DOMINGO V T. CUARESMA B. 2024
A veces no nos damos cuenta de la hondura que tienen los salmos. En la Santa Misa, después de la primera lectura, es quizás un momento de reposo, donde vemos que se da voz al alma. Los salmos son un elevar el corazón a Dios para mostrarle lo que el hombre lleva dentro. Y dentro de nuestro corazón hay tantas cosas: sentimientos de alegría, de abandono, de tristeza, de frustración, de lamento, de consuelo… Hoy hemos repetido: “¡oh, Dios, crea en mí un corazón puro”. Porque… quizá lo tenemos maleado. El corazón no puede ser para nosotros una especie de tirano que nos impone sus criterios, sino un lugar donde habite Dios. Nuestro corazón en el suyo. Latiendo a su ritmo aprendemos a amar.
“Devuélveme la alegría de la salvación, afiánzame con espíritu generoso”. Es un recordatorio para darnos cuenta de que la salvación no nos la procuramos nosotros, la recibimos del Señor que va por delante, que sabe lo que necesitamos y nos quiere dar lo que verdaderamente nos construye.
Sin embargo, el hombre parece que no necesitara nada de eso. ¿Salvarme? ¿de qué? Nos miramos por dentro y nos volvemos arrogantes: creemos que con nuestras capacidades ya tenemos bastante. Y no es así. Nuestra mirada es de corto alcance, apoyados en nuestras seguridades humanas, en nuestra supuesta valía, en lo logrado, todo a base de nuestro esfuerzo, dominando lo que se presenta al paso… Si creo que la salvación no la necesito, y me apoyo solo en mí mismo, me llenaré de ese egoísmo, de esa soberbia de sentirme por encima de los otros, y eso es una gran mentira, es como estar ahogándose y tirar con fuerza del pelo, para mantenernos a flote. Solo con mi yo no tengo nada que hacer: más tarde o más temprano me encontraré con mi debilidad y un resfriado mal curado tirará por tierra mis planes.
Los ángeles, cuando el Señor viene a la tierra, anuncian con alegría al que nos salvará: “Os ha nacido un salvador, el Mesías, el Señor”. El encargo del Padre al Hijo es ese: el Verbo de Dios se hace carne para salvarme a mí, y a todos. Cristo vivo que muere por mí. No hay otro nombre que nos pueda salvar. Lo recuerda Pablo: ante su nombre toda rodilla se dobla, en el cielo, en la tierra y en el abismo.

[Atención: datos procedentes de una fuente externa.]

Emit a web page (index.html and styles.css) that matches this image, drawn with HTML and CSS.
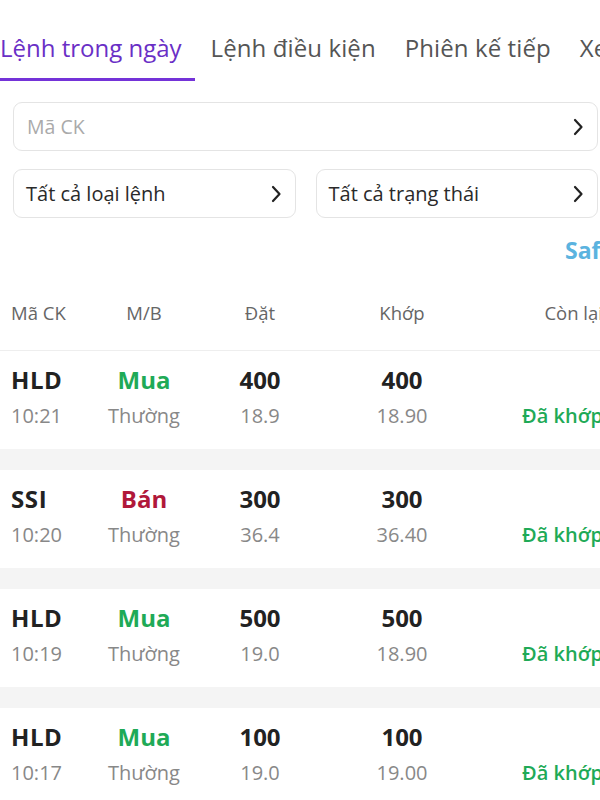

1. ¿Enamorados del mundo? Bajo apariencia de seguridad, hay una gran falta de afecto, un cariño que se anhela y no se encuentra: la sociedad se siente tan huérfana que asusta. Sin puntos de referencia, da la impresión de que nadie quiere a nadie. Solos, sin saber por dónde tirar. Sometidos a nuestros fantasmas interiores. El refugio que nos vende el mundo es diversión para olvidar. Pero después de la agitación de un fin de semana, ¿qué queda? Como mucho una resaca. Sí, necesitamos de salvación, ser salvados de la mentira, de creer que yo me basto y me sobro para todo. Somos mendigos de sentido.
2. Tengamos visión sobrenatural. A poco que miremos a nuestro alrededor vemos cómo aumenta el número de los desesperanzados, de los que se quitan la vida, o la tiran por la borda sin encontrarle sentido. Vemos la soledad de los que no se sienten queridos. Rechazamos de plano el sufrimiento y la obediencia, sin darnos cuenta de que, sólo afrontándolos, agarrados a Dios, nos hacen madurar, y crecer en el amor a Dios y a los demás. El mundo intenta engañarnos entreteniéndonos en lo que no vale nada. Atrapados en lo que narcotiza el alma, ensimismados y sin poder reaccionar. Señor, ven, llénanos de Ti.
3. El mundo nos roba la eternidad. La sociedad actual solo nos transmite superficialidades: todo plano y sin relieve. Vivimos en un sin vivir, porque el mundo nos fagocita. Sin darnos cuenta de que piensan por nosotros, imponiendo ideologías que seducen, paraísos de papel que se nos caen encima. Hoy la catequesis la ofrecen las series, queremos ver la intimidad de unos y otros, para no reparar que hemos de cuidar el alma. Nos tragamos todo ese veneno. Deseos cortos y sin esperanza futura. Demos paso y fuerza al Evangelio: que venza la buena noticia de una vida llena de ese amor que Dios nos trae.
Dejemos que Dios transforme nuestro corazón y arraigue muy dentro de él, como grano de trigo que fecunda la tierra. Estamos en una guerra de amor donde hay una única opción: el amor a uno mismo o decir no al mundo para no acabar secuestrados por él. María Santísima es signo de esperanza cierta.